BOW AND ARROW ACTIVITY: Make a bow by stretching a rubber band so it fits over a ruler lengthwise and rests in the middle. Make arrows by cutting small notches in one end of a popsicle stick. Explain to the children that Jonathan used a bow and arrow to help his friend David know that he was in trouble with King Saul. When Jonathan shot three bows in the air it let David know that he would have to leave the palace in order to be safe. Give each child three popsicle stick “arrows.” Ask them to think of three things they can do this week to help make their friendship with someone stronger. (Ideas: Share more with my friend, Be careful not to gossip about him, etc.) Help them write their ideas on three separate popsicle sticks. Place all the children behind you at one end of the room. Holding the ruler horizontally, place the popsicle stick (at the notched end) in the rubber band. Pull the stick back towards you then let go. The popsicle stick will shoot across the room. Send a child to retrieve it and read what is written on it to the rest of the class. The child who retrieves the arrow is the next to shoot his. (This can be a fun game, but needs to be carefully supervised and may not be a wise idea for some classes.)

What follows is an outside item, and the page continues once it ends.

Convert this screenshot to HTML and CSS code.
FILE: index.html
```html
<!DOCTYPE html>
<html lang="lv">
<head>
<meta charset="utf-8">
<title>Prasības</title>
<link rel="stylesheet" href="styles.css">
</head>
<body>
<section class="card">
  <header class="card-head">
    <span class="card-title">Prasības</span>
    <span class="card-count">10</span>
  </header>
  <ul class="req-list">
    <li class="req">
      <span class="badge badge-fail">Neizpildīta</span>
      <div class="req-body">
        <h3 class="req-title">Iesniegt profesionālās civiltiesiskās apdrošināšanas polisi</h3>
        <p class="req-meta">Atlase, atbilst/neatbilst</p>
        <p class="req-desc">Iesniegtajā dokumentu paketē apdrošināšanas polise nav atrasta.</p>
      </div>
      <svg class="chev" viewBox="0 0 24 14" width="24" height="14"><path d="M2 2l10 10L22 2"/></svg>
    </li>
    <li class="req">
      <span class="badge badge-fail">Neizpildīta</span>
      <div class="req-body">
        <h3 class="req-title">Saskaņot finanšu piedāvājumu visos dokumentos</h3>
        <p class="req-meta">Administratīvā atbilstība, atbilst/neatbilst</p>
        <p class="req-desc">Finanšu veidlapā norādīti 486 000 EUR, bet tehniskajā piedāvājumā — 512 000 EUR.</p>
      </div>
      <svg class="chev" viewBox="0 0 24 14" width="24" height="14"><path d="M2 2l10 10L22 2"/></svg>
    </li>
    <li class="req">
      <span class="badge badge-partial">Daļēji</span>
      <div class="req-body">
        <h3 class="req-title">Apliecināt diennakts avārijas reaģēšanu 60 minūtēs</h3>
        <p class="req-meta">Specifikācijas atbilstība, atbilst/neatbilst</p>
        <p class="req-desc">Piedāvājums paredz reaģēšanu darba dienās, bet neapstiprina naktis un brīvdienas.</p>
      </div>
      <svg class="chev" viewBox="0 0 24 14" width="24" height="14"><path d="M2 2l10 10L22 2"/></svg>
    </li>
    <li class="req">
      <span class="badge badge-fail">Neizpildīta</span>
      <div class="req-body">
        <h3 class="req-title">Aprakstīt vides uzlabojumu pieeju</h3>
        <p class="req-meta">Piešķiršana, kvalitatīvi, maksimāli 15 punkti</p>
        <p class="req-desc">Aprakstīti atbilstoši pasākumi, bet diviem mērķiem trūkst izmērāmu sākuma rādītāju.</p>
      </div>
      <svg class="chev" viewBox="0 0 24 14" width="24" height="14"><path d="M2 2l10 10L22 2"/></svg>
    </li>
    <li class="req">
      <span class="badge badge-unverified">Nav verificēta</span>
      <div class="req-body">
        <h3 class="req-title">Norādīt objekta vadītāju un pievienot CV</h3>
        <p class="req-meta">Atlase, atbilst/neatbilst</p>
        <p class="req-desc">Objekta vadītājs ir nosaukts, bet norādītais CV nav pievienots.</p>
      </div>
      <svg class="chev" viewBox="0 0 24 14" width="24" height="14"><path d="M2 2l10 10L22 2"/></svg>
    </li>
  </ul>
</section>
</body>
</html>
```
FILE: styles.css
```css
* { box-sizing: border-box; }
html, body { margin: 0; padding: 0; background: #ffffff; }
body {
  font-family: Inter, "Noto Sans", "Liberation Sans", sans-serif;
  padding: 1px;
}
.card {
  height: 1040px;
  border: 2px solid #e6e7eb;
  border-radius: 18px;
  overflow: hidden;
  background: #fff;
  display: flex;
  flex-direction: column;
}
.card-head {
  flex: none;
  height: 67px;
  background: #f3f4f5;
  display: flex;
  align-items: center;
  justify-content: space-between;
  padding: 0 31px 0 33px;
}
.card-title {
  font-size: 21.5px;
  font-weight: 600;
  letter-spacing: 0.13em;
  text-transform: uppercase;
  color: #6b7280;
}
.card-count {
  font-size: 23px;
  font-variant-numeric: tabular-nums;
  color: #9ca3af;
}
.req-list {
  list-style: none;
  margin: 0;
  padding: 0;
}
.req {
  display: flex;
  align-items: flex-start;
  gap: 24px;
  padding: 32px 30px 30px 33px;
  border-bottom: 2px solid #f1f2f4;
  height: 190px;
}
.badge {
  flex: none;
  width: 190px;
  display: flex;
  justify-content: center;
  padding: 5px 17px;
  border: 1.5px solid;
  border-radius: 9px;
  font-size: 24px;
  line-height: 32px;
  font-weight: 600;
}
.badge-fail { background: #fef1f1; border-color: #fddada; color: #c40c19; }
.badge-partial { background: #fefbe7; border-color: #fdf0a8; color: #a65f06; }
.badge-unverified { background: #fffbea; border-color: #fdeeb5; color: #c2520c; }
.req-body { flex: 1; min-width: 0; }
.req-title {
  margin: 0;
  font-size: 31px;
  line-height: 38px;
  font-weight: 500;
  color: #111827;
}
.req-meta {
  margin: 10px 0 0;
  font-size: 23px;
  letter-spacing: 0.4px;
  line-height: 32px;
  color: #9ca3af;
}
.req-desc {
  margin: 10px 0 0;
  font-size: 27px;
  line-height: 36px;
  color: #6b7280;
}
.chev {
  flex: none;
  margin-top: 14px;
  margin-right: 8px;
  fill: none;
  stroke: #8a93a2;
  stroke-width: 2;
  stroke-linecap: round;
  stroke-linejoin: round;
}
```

These are great ideas, but is it just me or are they coming a week late? We are on lesson 30 today. Anyone else?
Marie: these are actually two weeks ahead of time for our ward; not sure how to explain the discrepency. You do have stake and general conferences where you live, no (grin)?
Hee, hee…yep we do. Maybe after general conference we’ll be more in sync. Thanks anyway!
Julie…
I\’m just glad I stumbled upon these. You have GREAT ideas. We did \’Pin the Rock on (life size) Goliath\’ last week & while the kids moaned about it – they had a great time.